Just a short post this time, I'm afraid.  I've been painting for the past seventy-two hours straight, and I'm possibly just a little hyped up on inspiration and caffeine to say much that's coherent, except that I've finally discovered a way to brighten the lights in my paintings to a level I never knew existed.  You know, as a landscape painter, I'm always trying to show the effects of the sun in the most realistic way possible.  Usually that is done by subduing the value scheme to make the high-lights seem brighter.  But that really is less than a true representation of the way light really works, and can I honestly say I've captured Nature, when all I've really done is trick up the shadows?

As some of you may know, I'm a self taught kind of guy, and I've spent thirty years studying and struggling to make a decent painting.  The struggle is the easy part.  The studying is what takes forever.  How do you study what you don't know you might need too learn?  But recently I picked up an art how-to book in a little bookshop in King, Maine that dealt exclusively with light.  All I really needed to do was follow the instructions on reverse-spectrum color composition. 

Since I started the method  (which is simply applying the principles of wave-length variations vs oscillation principles), I've actually had to wear sunglasses as I paint!  Its that bright.  Of course, I've had to change the lighting in the studio, because of the light shining out from the canvas, but that's a minor thing.  Twice, I've had birds swoop down and actually try to fly into the picture!  Geez, that was funny.  I brought the picture into my house, but I don't think I can keep it in here because it lights up the entire room and distracts my beautiful partner Ellen as she tries to watch that show about flash mobs.  And besides, she doesn't like my paintings anyway.

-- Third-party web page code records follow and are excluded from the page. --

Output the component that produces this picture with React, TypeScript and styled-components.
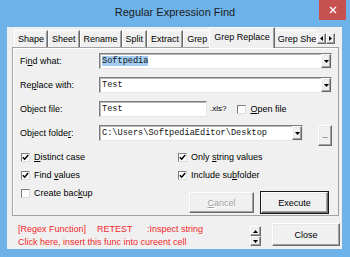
import styled, { createGlobalStyle, css } from "styled-components";

const GlobalStyle = createGlobalStyle`
  html, body {
    margin: 0;
    padding: 0;
  }

  body {
    width: 350px;
    height: 257px;
    overflow: hidden;
    font-family: "Liberation Sans", Arial, sans-serif;
    font-size: 9px;
    color: #000;
  }
`;

const _mixinRaised = css`
  box-sizing: border-box;
  background: #f0f0f0;
  border: 1px solid;
  border-color: #ffffff #6b6b6b #6b6b6b #ffffff;
  box-shadow: inset -1px -1px #a0a0a0, inset 1px 1px #e8e8e8;
`;

const _mixinSunken = css`
  box-sizing: border-box;
  background: #fff;
  border: 1px solid;
  border-color: #7d7d7d #e6e6e6 #e6e6e6 #7d7d7d;
  box-shadow: inset 1px 1px #b9b9b9;
`;

const Window = styled.div`
  width: 350px;
  height: 257px;
  display: flex;
  flex-direction: column;
  background: #6db3e9;
`;

const TitleBar = styled.div`
  height: 27px;
  flex-shrink: 0;
  display: grid;
  grid-template-columns: 1fr auto 1fr;
  align-items: start;
`;

const Title = styled.div`
  grid-column: 2;
  padding-top: 6px;
  font-size: 11px;
  color: #1b1b1b;
`;

const CloseBox = styled.div`
  grid-column: 3;
  justify-self: end;
  margin-right: 4px;
  width: 27px;
  height: 20px;
  background: #c75050;
  display: flex;
  align-items: center;
  justify-content: center;
`;

const Frame = styled.div`
  flex: 1;
  display: flex;
  padding: 0 8px 8px 7px;
  min-height: 0;
  min-width: 0;
`;

const Client = styled.div`
  flex: 1;
  min-width: 0;
  display: flex;
  flex-direction: column;
  background: #f0f0f0;
`;

const TabStrip = styled.div`
  height: 21px;
  display: flex;
  align-items: flex-end;
  margin: 0 3px -1px 5px;
  position: relative;
  z-index: 1;
  min-width: 0;
`;

const TabsViewport = styled.div`
  flex: 1;
  min-width: 0;
  display: flex;
  align-items: flex-end;
  height: 21px;
  overflow: hidden;
  padding-left: 2px;
`;

const Tab = styled.div<{ $active?: boolean }>`
  box-sizing: border-box;
  flex-shrink: 0;
  height: ${({ $active }) => ($active ? 21 : 17)}px;
  padding: ${({ $active }) => ($active ? "3px 4px 0" : "2px 3px 0")};
  margin: ${({ $active }) => ($active ? "0 -1px 0 -2px" : "0 0 1px")};
  background: #f0f0f0;
  border-left: 1px solid #fff;
  border-top: 1px solid #fff;
  border-right: 1px solid #6b6b6b;
  box-shadow: inset -1px 0 #a0a0a0;
  line-height: 12px;
  white-space: nowrap;
  position: relative;
  z-index: ${({ $active }) => ($active ? 2 : 1)};
`;

const ScrollArrows = styled.div`
  display: flex;
  flex-shrink: 0;
  margin: 0 4px 4px 1px;
`;

const ArrowButton = styled.div`
  ${_mixinRaised}
  width: 9px;
  height: 11px;
  display: flex;
  align-items: center;
  justify-content: center;
`;

const Panel = styled.div`
  box-sizing: border-box;
  height: 170px;
  margin: 0 3px 0 5px;
  padding: 5px 6px 0 7px;
  border: 1px solid #a3a3a3;
  box-shadow: inset 1px 1px #fff;
  display: flex;
  flex-direction: column;
  gap: 8px;
`;

const FieldRow = styled.div`
  height: 16px;
  display: flex;
  align-items: flex-start;
  flex-shrink: 0;
`;

const Label = styled.div`
  width: 79px;
  flex-shrink: 0;
  line-height: 16px;
  white-space: nowrap;
`;

const TextBox = styled.div<{ $width?: number }>`
  ${_mixinSunken}
  height: 16px;
  ${({ $width }) => ($width ? `width: ${$width}px; flex-shrink: 0;` : "flex: 1; min-width: 0;")}
  display: flex;
  align-items: center;
  padding: 0 0 0 2px;
  font-family: "Liberation Mono", "Courier New", monospace;
  font-size: 8.6px;
  color: #111;
  overflow: hidden;
  white-space: nowrap;
`;

const TextValue = styled.span`
  flex: 1;
  min-width: 0;
  overflow: hidden;
`;

const Selected = styled.span`
  background: #a4cdf1;
  padding: 1px 0;
`;

const DropButton = styled.div`
  ${_mixinRaised}
  width: 10px;
  height: 14px;
  display: flex;
  align-items: center;
  justify-content: center;
  flex-shrink: 0;
`;

const Hint = styled.span`
  margin-left: 3px;
  line-height: 16px;
  font-size: 8px;
`;

const Check = styled.span`
  box-sizing: border-box;
  width: 9px;
  height: 9px;
  flex-shrink: 0;
  background: #fff;
  border: 1px solid;
  border-color: #7d7d7d #dcdcdc #dcdcdc #7d7d7d;
  display: flex;
  align-items: center;
  justify-content: center;
`;

const CheckItem = styled.label<{ $offset?: number }>`
  display: flex;
  align-items: center;
  gap: 4px;
  margin-left: ${({ $offset }) => $offset ?? 1}px;
  white-space: nowrap;
`;

const DotsButton = styled.div`
  ${_mixinRaised}
  width: 16px;
  height: 21px;
  margin-left: 15px;
  display: flex;
  align-items: flex-end;
  justify-content: center;
  padding-bottom: 5px;
  font-size: 8px;
  letter-spacing: -0.5px;
`;

const Options = styled.div`
  display: grid;
  grid-template-columns: 157px 1fr;
  grid-auto-rows: 18px;
  margin-top: -1px;
`;

const OptionCell = styled.div`
  display: flex;
  align-items: center;
`;

const ButtonRow = styled.div`
  display: flex;
  gap: 7px;
  margin: 8px 0 0 12px;
  align-self: flex-start;
`;

const PushButton = styled.div<{ $width: number; $default?: boolean; $disabled?: boolean }>`
  ${_mixinRaised}
  width: ${({ $width }) => $width}px;
  height: 21px;
  flex-shrink: 0;
  display: flex;
  align-items: center;
  justify-content: center;
  color: ${({ $disabled }) => ($disabled ? "#a0a0a0" : "#000")};
  text-shadow: ${({ $disabled }) => ($disabled ? "1px 1px #fff" : "none")};

  ${({ $default }) =>
    $default &&
    css`
      outline: 1px solid #1a1a1a;
      outline-offset: 0;
    `}
`;

const Footer = styled.div`
  flex: 1;
  display: flex;
  align-items: flex-start;
  padding: 7px 2px 0 11px;
  min-width: 0;
`;

const InfoText = styled.div`
  flex: 1;
  min-width: 0;
  color: #f0282d;
  line-height: 13px;
  white-space: nowrap;
  overflow: hidden;
`;

const InfoCell = styled.span<{ $width?: number }>`
  display: inline-block;
  ${({ $width }) => ($width ? `width: ${$width}px;` : "")}
`;

const Spin = styled.div`
  display: flex;
  flex-direction: column;
  flex-shrink: 0;
  margin-top: 3px;
  width: 11px;
`;

const SpinButton = styled.div`
  ${_mixinRaised}
  height: 10px;
  display: flex;
  align-items: center;
  justify-content: center;
`;

const CloseButton = styled.div`
  ${_mixinRaised}
  width: 68px;
  height: 23px;
  flex-shrink: 0;
  margin-left: 11px;
  display: flex;
  align-items: center;
  justify-content: center;
`;

const Key = styled.span`
  text-decoration: underline;
  text-underline-offset: 1px;
`;

function Tri({ dir }: { dir: "down" | "up" | "left" | "right" }) {
  const points = {
    down: "0,0 5,0 2.5,3",
    up: "0,3 5,3 2.5,0",
    left: "3,0 3,5 0,2.5",
    right: "0,0 0,5 3,2.5",
  }[dir];
  const horizontal = dir === "left" || dir === "right";
  return (
    <svg width={horizontal ? 3 : 5} height={horizontal ? 5 : 3} viewBox={horizontal ? "0 0 3 5" : "0 0 5 3"}>
      <polygon points={points} fill="#000" />
    </svg>
  );
}

function CheckBox({ checked }: { checked?: boolean }) {
  return (
    <Check>
      {checked && (
        <svg width="7" height="7" viewBox="0 0 7 7">
          <path d="M0.8 3.2 L2.7 5.2 L6.2 1" stroke="#000" strokeWidth="1.5" fill="none" />
        </svg>
      )}
    </Check>
  );
}

function Combo({ children, width }: { children: React.ReactNode; width?: number }) {
  return (
    <TextBox $width={width}>
      <TextValue>{children}</TextValue>
      <DropButton>
        <Tri dir="down" />
      </DropButton>
    </TextBox>
  );
}

const tabs = ["Shape", "Sheet", "Rename", "Split", "Extract", "Grep", "Grep Replace", "Grep Sheet"];

export default function App() {
  return (
    <>
      <GlobalStyle />
      <Window>
        <TitleBar>
          <Title>Regular Expression Find</Title>
          <CloseBox>
            <svg width="8" height="8" viewBox="0 0 8 8">
              <path d="M1 1 L7 7 M7 1 L1 7" stroke="#fff" strokeWidth="1.4" />
            </svg>
          </CloseBox>
        </TitleBar>

        <Frame>
          <Client>
            <TabStrip>
              <TabsViewport>
                {tabs.map((tab) => (
                  <Tab key={tab} $active={tab === "Grep Replace"}>
                    {tab}
                  </Tab>
                ))}
              </TabsViewport>
              <ScrollArrows>
                <ArrowButton>
                  <Tri dir="left" />
                </ArrowButton>
                <ArrowButton>
                  <Tri dir="right" />
                </ArrowButton>
              </ScrollArrows>
            </TabStrip>

            <Panel>
              <FieldRow>
                <Label>
                  Fi<Key>n</Key>d what:
                </Label>
                <Combo>
                  <Selected>Softpedia</Selected>
                </Combo>
              </FieldRow>

              <FieldRow>
                <Label>
                  Re<Key>p</Key>lace with:
                </Label>
                <Combo>Test</Combo>
              </FieldRow>

              <FieldRow>
                <Label>Object file:</Label>
                <TextBox $width={108}>Test</TextBox>
                <Hint>.xls?</Hint>
                <CheckItem $offset={11}>
                  <CheckBox />
                  <span style={{ lineHeight: "16px" }}>
                    <Key>O</Key>pen file
                  </span>
                </CheckItem>
              </FieldRow>

              <FieldRow>
                <Label>
                  Object folde<Key>r</Key>:
                </Label>
                <Combo width={204}>C:\Users\SoftpediaEditor\Desktop</Combo>
                <DotsButton>...</DotsButton>
              </FieldRow>

              <Options>
                <OptionCell>
                  <CheckItem>
                    <CheckBox checked />
                    <span>
                      <Key>D</Key>istinct case
                    </span>
                  </CheckItem>
                </OptionCell>
                <OptionCell>
                  <CheckItem>
                    <CheckBox checked />
                    <span>
                      Only <Key>s</Key>tring values
                    </span>
                  </CheckItem>
                </OptionCell>
                <OptionCell>
                  <CheckItem>
                    <CheckBox checked />
                    <span>
                      Find <Key>v</Key>alues
                    </span>
                  </CheckItem>
                </OptionCell>
                <OptionCell>
                  <CheckItem>
                    <CheckBox checked />
                    <span>
                      Include su<Key>b</Key>folder
                    </span>
                  </CheckItem>
                </OptionCell>
                <OptionCell>
                  <CheckItem>
                    <CheckBox />
                    <span>
                      Create bac<Key>k</Key>up
                    </span>
                  </CheckItem>
                </OptionCell>
                <OptionCell>
                  <ButtonRow>
                    <PushButton $width={65} $disabled>
                      <span>
                        <Key>C</Key>ancel
                      </span>
                    </PushButton>
                    <PushButton $width={67} $default>
                      Execute
                    </PushButton>
                  </ButtonRow>
                </OptionCell>
              </Options>
            </Panel>

            <Footer>
              <InfoText>
                <div>
                  <InfoCell $width={79}>[Regex Function]</InfoCell>
                  <InfoCell $width={50}>RETEST</InfoCell>
                  <InfoCell>:Inspect string</InfoCell>
                </div>
                <div>Click here, insert this func into cureent cell</div>
              </InfoText>
              <Spin>
                <SpinButton>
                  <Tri dir="up" />
                </SpinButton>
                <SpinButton>
                  <Tri dir="down" />
                </SpinButton>
              </Spin>
              <CloseButton>Close</CloseButton>
            </Footer>
          </Client>
        </Frame>
      </Window>
    </>
  );
}
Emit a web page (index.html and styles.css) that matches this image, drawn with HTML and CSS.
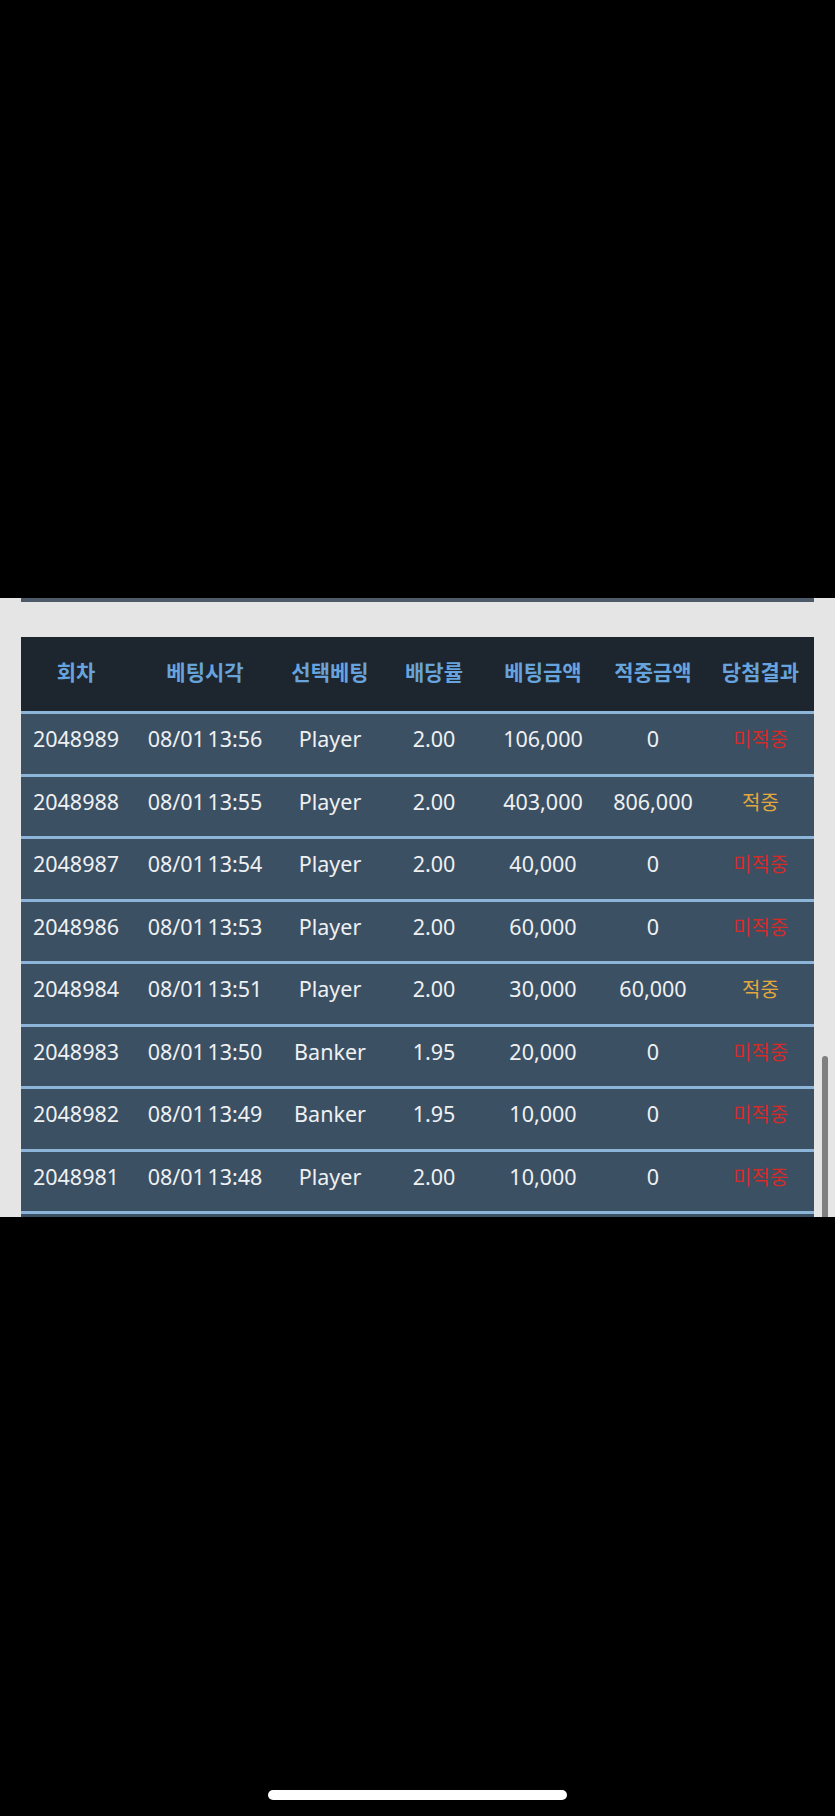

I guess it wouldn't be fair for me to keep this kind of painting tip to myself, and not share it with others.  I'll try to keep it simple:  As we all know, all the colors in the spectrum combine to make white light.  The very same light that shines every day from the sun.  But not at night somehow.  Anyway, simply combine all the colors you have in your studio, and then reverse the process by taking them away one at a time.  What is left is a bright color of such intensity, it makes all the other colors look dull and dreary.  I caution you to use this color of light sparingly where it is needed most in your painting.  Overuse can lead to overexposure.  It's that simple.  So take my word for it, it's the greatest tip I've ever learned about painting!

You don't think I'd fool you about this, do you?